Start PROVIDED MATERIAL
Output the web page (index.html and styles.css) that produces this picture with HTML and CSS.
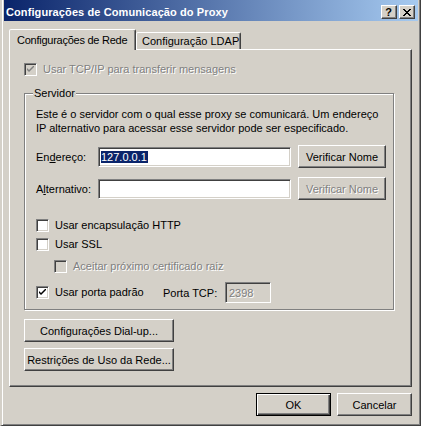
FILE: index.html
```html
<!DOCTYPE html>
<html>
<head>
<meta charset="utf-8">
<link rel="stylesheet" href="styles.css">
</head>
<body>
<div class="window">
  <div class="titlebar">
    <span class="title">Configurações de Comunicação do Proxy</span>
    <div class="tbtns">
      <div class="tbtn q">?</div>
      <div class="tbtn x"><svg width="8" height="7" viewBox="0 0 8 7"><path d="M0 0h2v1h1v1h2v-1h1v-1h2v1h-1v1h-1v1h-1v1h1v1h1v1h1v1h-2v-1h-1v-1h-2v1h-1v1h-2v-1h1v-1h1v-1h1v-1h-1v-1h-1v-1h-1z" fill="#000"/></svg></div>
    </div>
  </div>
  <div class="client">
    <div class="tabs">
      <div class="tab active">Configurações de Rede</div>
      <div class="tab">Configuração LDAP</div>
    </div>
    <div class="panel">
      <div class="cbrow tcp disabled">
        <span class="cb checked dis"><svg width="7" height="7" viewBox="0 0 7 7"><path d="M0 2l2 2 5-5v2l-5 5-2-2z" fill="#808080"/></svg></span>
        <span class="lbl">Usar TCP/IP para transferir mensagens</span>
      </div>
      <div class="group">
        <span class="legend">Servidor</span>
        <p class="desc">Este é o servidor com o qual esse proxy se comunicará. Um endereço<br>IP alternativo para acessar esse servidor pode ser especificado.</p>
        <div class="frow r1">
          <span class="flabel">En<u>d</u>ereço:</span>
          <div class="input"><span class="sel">127.0.0.1</span></div>
          <div class="btn vbtn">Verificar Nome</div>
        </div>
        <div class="frow r2">
          <span class="flabel">A<u>l</u>ternativo:</span>
          <div class="input"></div>
          <div class="btn vbtn disabled"><span class="dtext">Verificar Nome</span></div>
        </div>
        <div class="cbrow c1">
          <span class="cb"></span>
          <span class="lbl">Usar encapsulação HTTP</span>
        </div>
        <div class="cbrow c2">
          <span class="cb"></span>
          <span class="lbl">Usar SSL</span>
        </div>
        <div class="cbrow c3 indent disabled">
          <span class="cb dis"></span>
          <span class="lbl">Aceitar próximo certificado raiz</span>
        </div>
        <div class="cbrow c4">
          <span class="cb checked"><svg width="7" height="7" viewBox="0 0 7 7"><path d="M0 2l2 2 5-5v2l-5 5-2-2z" fill="#000"/></svg></span>
          <span class="lbl">Usar porta padrão</span>
          <span class="portlbl">Porta TCP:</span>
          <div class="input port dis"><span class="dtext">2398</span></div>
        </div>
      </div>
      <div class="btn wide b1">Configurações Dial-up...</div>
      <div class="btn wide b2">Restrições de Uso da Rede...</div>
    </div>
    <div class="footer">
      <div class="btn def">OK</div>
      <div class="btn">Cancelar</div>
    </div>
  </div>
</div>
</body>
</html>
```
FILE: styles.css
```css
* { box-sizing: border-box; }
html, body { margin: 0; padding: 0; background: #d4d0c8; }
body { font: 11px "Liberation Sans", Arial, sans-serif; color: #000; }

.window {
  width: 421px; height: 426px;
  background: #d4d0c8;
  border-left: 2px solid #d4d0c8;
  border-right: 1px solid #404040;
  border-bottom: 1px solid #404040;
  box-shadow: inset 1px 0 #fff, inset -1px -1px #808080;
  padding: 0 3px 2px 3px;
  display: flex; flex-direction: column;
}

.titlebar {
  height: 21px;
  margin: 0 -1px 0 -1px;
  background: linear-gradient(to right, #0a246a, #a6caf0);
  display: flex; align-items: center; justify-content: space-between;
  padding: 0 3px 0 2px;
}
.title { color: #fff; font-weight: bold; font-size: 11px; letter-spacing: 0.1px; position: relative; top: 1px; white-space: nowrap; }
.tbtns { display: flex; gap: 2px; margin-top: 3px; }
.tbtn {
  width: 16px; height: 14px;
  background: #d4d0c8;
  border: 1px solid; border-color: #fff #404040 #404040 #fff;
  box-shadow: inset -1px -1px #808080;
  display: flex; align-items: center; justify-content: center;
}
.tbtn.q { font-weight: bold; font-size: 11px; line-height: 12px; padding-right: 1px; }

.client { padding: 8px 4px 0 4px; flex: 1; display: flex; flex-direction: column; }

.tabs { display: flex; align-items: flex-end; height: 20px; position: relative; z-index: 1; }
.tab {
  height: 17px;
  white-space: nowrap;
  border: 1px solid; border-bottom: none;
  border-color: #fff #404040 transparent #fff;
  box-shadow: inset -1px 0 #808080;
  border-top-left-radius: 2px; border-top-right-radius: 2px;
  padding: 1px 0 0 5px;
  line-height: 14px;
  background: #d4d0c8;
}
.tab.active { height: 21px; margin-bottom: -1px; padding: 3px 0 0 7px; width: 127px; letter-spacing: -0.25px; }
.tab:not(.active) { width: 105px; padding-left: 5px; }

.panel {
  height: 338px; width: 403px;
  border: 1px solid; border-color: #fff #404040 #404040 #fff;
  box-shadow: inset -1px -1px #808080;
  padding: 0 0 0 14px;
}

.cbrow { display: flex; align-items: center; height: 13px; white-space: nowrap; }
.cb {
  width: 13px; height: 13px; flex: none;
  background: #fff;
  border: 1px solid; border-color: #808080 #fff #fff #808080;
  box-shadow: inset 1px 1px #404040, inset -1px -1px #d4d0c8;
  display: flex; align-items: center; justify-content: center;
}
.cb.dis { background: #d4d0c8; }
.lbl { margin-left: 6px; line-height: 13px; }
.disabled .lbl, .dtext { color: #808080; text-shadow: 1px 1px 0 #fff; }

.tcp { margin-top: 13px; }

.group {
  position: relative;
  margin-top: 17px;
  width: 370px; height: 217px;
  border: 1px solid #808080;
  box-shadow: inset 1px 1px #fff, 1px 1px #fff;
  padding: 13px 0 0 11px;
}
.legend { position: absolute; left: 8px; top: -7px; padding: 0 1px; background: #d4d0c8; line-height: 13px; }
.desc { margin: 0; line-height: 14px; white-space: nowrap; }

.frow { display: flex; align-items: center; height: 23px; }
.r1 { margin-top: 10px; }
.r2 { margin-top: 9px; }
.flabel { width: 62px; flex: none; }
.input {
  width: 193px; height: 20px;
  background: #fff;
  border: 1px solid; border-color: #808080 #fff #fff #808080;
  box-shadow: inset 1px 1px #404040, inset -1px -1px #d4d0c8;
  padding: 3px 0 0 2px; line-height: 13px;
}
.sel { background: #0a246a; color: #fff; padding: 0 1px 0 0; display: inline-block; line-height: 12px; }
.btn {
  height: 23px;
  white-space: nowrap;
  background: #d4d0c8;
  border: 1px solid; border-color: #fff #404040 #404040 #fff;
  box-shadow: inset -1px -1px #808080;
  display: flex; align-items: center; justify-content: center;
}
.vbtn { width: 88px; margin-left: 7px; }

.c1 { margin-top: 19px; }
.c2 { margin-top: 6px; }
.c3 { margin-top: 9px; }
.c4 { margin-top: 9px; height: 21px; }
.c4 .lbl { width: 108px; flex: none; }
.indent { padding-left: 18px; }
.portlbl { width: 62px; flex: none; }
.input.port { width: 46px; height: 21px; background: #d4d0c8; padding-top: 4px; padding-left: 3px; }

.wide { width: 150px; }
.b1 { margin-top: 9px; }
.b2 { margin-top: 6px; }

.footer { display: flex; justify-content: flex-end; gap: 6px; margin-top: 6px; width: 403px; }
.footer .btn { width: 75px; }
.btn.def { border: 1px solid #000; box-shadow: inset 1px 1px #fff, inset -1px -1px #404040, inset -2px -2px #808080; }
```
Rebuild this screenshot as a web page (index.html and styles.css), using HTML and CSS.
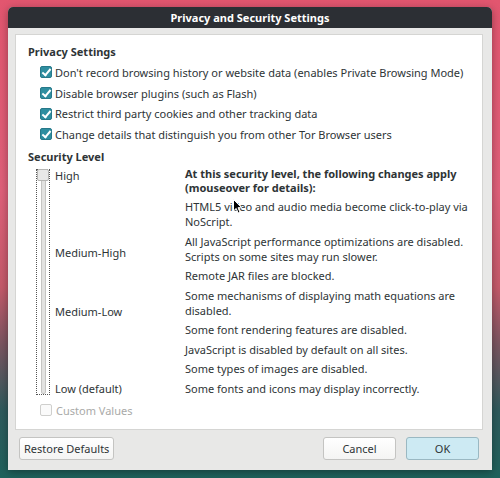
End PROVIDED MATERIAL
- REQUEST:
Copy out all of the data word for word. Do not carry over any picture.

- SOLUTION FOR THIS TASK:
Output the web page (index.html and styles.css) that produces this picture with HTML and CSS.
FILE: index.html
```html
<!DOCTYPE html>
<html>
<head>
<meta charset="utf-8">
<link rel="stylesheet" href="styles.css">
</head>
<body>
<div class="window">
  <div class="titlebar">
    <span class="title">Configurações de Comunicação do Proxy</span>
    <div class="tbtns">
      <div class="tbtn q">?</div>
      <div class="tbtn x"><svg width="8" height="7" viewBox="0 0 8 7"><path d="M0 0h2v1h1v1h2v-1h1v-1h2v1h-1v1h-1v1h-1v1h1v1h1v1h1v1h-2v-1h-1v-1h-2v1h-1v1h-2v-1h1v-1h1v-1h1v-1h-1v-1h-1v-1h-1z" fill="#000"/></svg></div>
    </div>
  </div>
  <div class="client">
    <div class="tabs">
      <div class="tab active">Configurações de Rede</div>
      <div class="tab">Configuração LDAP</div>
    </div>
    <div class="panel">
      <div class="cbrow tcp disabled">
        <span class="cb checked dis"><svg width="7" height="7" viewBox="0 0 7 7"><path d="M0 2l2 2 5-5v2l-5 5-2-2z" fill="#808080"/></svg></span>
        <span class="lbl">Usar TCP/IP para transferir mensagens</span>
      </div>
      <div class="group">
        <span class="legend">Servidor</span>
        <p class="desc">Este é o servidor com o qual esse proxy se comunicará. Um endereço<br>IP alternativo para acessar esse servidor pode ser especificado.</p>
        <div class="frow r1">
          <span class="flabel">En<u>d</u>ereço:</span>
          <div class="input"><span class="sel">127.0.0.1</span></div>
          <div class="btn vbtn">Verificar Nome</div>
        </div>
        <div class="frow r2">
          <span class="flabel">A<u>l</u>ternativo:</span>
          <div class="input"></div>
          <div class="btn vbtn disabled"><span class="dtext">Verificar Nome</span></div>
        </div>
        <div class="cbrow c1">
          <span class="cb"></span>
          <span class="lbl">Usar encapsulação HTTP</span>
        </div>
        <div class="cbrow c2">
          <span class="cb"></span>
          <span class="lbl">Usar SSL</span>
        </div>
        <div class="cbrow c3 indent disabled">
          <span class="cb dis"></span>
          <span class="lbl">Aceitar próximo certificado raiz</span>
        </div>
        <div class="cbrow c4">
          <span class="cb checked"><svg width="7" height="7" viewBox="0 0 7 7"><path d="M0 2l2 2 5-5v2l-5 5-2-2z" fill="#000"/></svg></span>
          <span class="lbl">Usar porta padrão</span>
          <span class="portlbl">Porta TCP:</span>
          <div class="input port dis"><span class="dtext">2398</span></div>
        </div>
      </div>
      <div class="btn wide b1">Configurações Dial-up...</div>
      <div class="btn wide b2">Restrições de Uso da Rede...</div>
    </div>
    <div class="footer">
      <div class="btn def">OK</div>
      <div class="btn">Cancelar</div>
    </div>
  </div>
</div>
</body>
</html>
```
FILE: styles.css
```css
* { box-sizing: border-box; }
html, body { margin: 0; padding: 0; background: #d4d0c8; }
body { font: 11px "Liberation Sans", Arial, sans-serif; color: #000; }

.window {
  width: 421px; height: 426px;
  background: #d4d0c8;
  border-left: 2px solid #d4d0c8;
  border-right: 1px solid #404040;
  border-bottom: 1px solid #404040;
  box-shadow: inset 1px 0 #fff, inset -1px -1px #808080;
  padding: 0 3px 2px 3px;
  display: flex; flex-direction: column;
}

.titlebar {
  height: 21px;
  margin: 0 -1px 0 -1px;
  background: linear-gradient(to right, #0a246a, #a6caf0);
  display: flex; align-items: center; justify-content: space-between;
  padding: 0 3px 0 2px;
}
.title { color: #fff; font-weight: bold; font-size: 11px; letter-spacing: 0.1px; position: relative; top: 1px; white-space: nowrap; }
.tbtns { display: flex; gap: 2px; margin-top: 3px; }
.tbtn {
  width: 16px; height: 14px;
  background: #d4d0c8;
  border: 1px solid; border-color: #fff #404040 #404040 #fff;
  box-shadow: inset -1px -1px #808080;
  display: flex; align-items: center; justify-content: center;
}
.tbtn.q { font-weight: bold; font-size: 11px; line-height: 12px; padding-right: 1px; }

.client { padding: 8px 4px 0 4px; flex: 1; display: flex; flex-direction: column; }

.tabs { display: flex; align-items: flex-end; height: 20px; position: relative; z-index: 1; }
.tab {
  height: 17px;
  white-space: nowrap;
  border: 1px solid; border-bottom: none;
  border-color: #fff #404040 transparent #fff;
  box-shadow: inset -1px 0 #808080;
  border-top-left-radius: 2px; border-top-right-radius: 2px;
  padding: 1px 0 0 5px;
  line-height: 14px;
  background: #d4d0c8;
}
.tab.active { height: 21px; margin-bottom: -1px; padding: 3px 0 0 7px; width: 127px; letter-spacing: -0.25px; }
.tab:not(.active) { width: 105px; padding-left: 5px; }

.panel {
  height: 338px; width: 403px;
  border: 1px solid; border-color: #fff #404040 #404040 #fff;
  box-shadow: inset -1px -1px #808080;
  padding: 0 0 0 14px;
}

.cbrow { display: flex; align-items: center; height: 13px; white-space: nowrap; }
.cb {
  width: 13px; height: 13px; flex: none;
  background: #fff;
  border: 1px solid; border-color: #808080 #fff #fff #808080;
  box-shadow: inset 1px 1px #404040, inset -1px -1px #d4d0c8;
  display: flex; align-items: center; justify-content: center;
}
.cb.dis { background: #d4d0c8; }
.lbl { margin-left: 6px; line-height: 13px; }
.disabled .lbl, .dtext { color: #808080; text-shadow: 1px 1px 0 #fff; }

.tcp { margin-top: 13px; }

.group {
  position: relative;
  margin-top: 17px;
  width: 370px; height: 217px;
  border: 1px solid #808080;
  box-shadow: inset 1px 1px #fff, 1px 1px #fff;
  padding: 13px 0 0 11px;
}
.legend { position: absolute; left: 8px; top: -7px; padding: 0 1px; background: #d4d0c8; line-height: 13px; }
.desc { margin: 0; line-height: 14px; white-space: nowrap; }

.frow { display: flex; align-items: center; height: 23px; }
.r1 { margin-top: 10px; }
.r2 { margin-top: 9px; }
.flabel { width: 62px; flex: none; }
.input {
  width: 193px; height: 20px;
  background: #fff;
  border: 1px solid; border-color: #808080 #fff #fff #808080;
  box-shadow: inset 1px 1px #404040, inset -1px -1px #d4d0c8;
  padding: 3px 0 0 2px; line-height: 13px;
}
.sel { background: #0a246a; color: #fff; padding: 0 1px 0 0; display: inline-block; line-height: 12px; }
.btn {
  height: 23px;
  white-space: nowrap;
  background: #d4d0c8;
  border: 1px solid; border-color: #fff #404040 #404040 #fff;
  box-shadow: inset -1px -1px #808080;
  display: flex; align-items: center; justify-content: center;
}
.vbtn { width: 88px; margin-left: 7px; }

.c1 { margin-top: 19px; }
.c2 { margin-top: 6px; }
.c3 { margin-top: 9px; }
.c4 { margin-top: 9px; height: 21px; }
.c4 .lbl { width: 108px; flex: none; }
.indent { padding-left: 18px; }
.portlbl { width: 62px; flex: none; }
.input.port { width: 46px; height: 21px; background: #d4d0c8; padding-top: 4px; padding-left: 3px; }

.wide { width: 150px; }
.b1 { margin-top: 9px; }
.b2 { margin-top: 6px; }

.footer { display: flex; justify-content: flex-end; gap: 6px; margin-top: 6px; width: 403px; }
.footer .btn { width: 75px; }
.btn.def { border: 1px solid #000; box-shadow: inset 1px 1px #fff, inset -1px -1px #404040, inset -2px -2px #808080; }
```
Rebuild this screenshot as a web page (index.html and styles.css), using HTML and CSS.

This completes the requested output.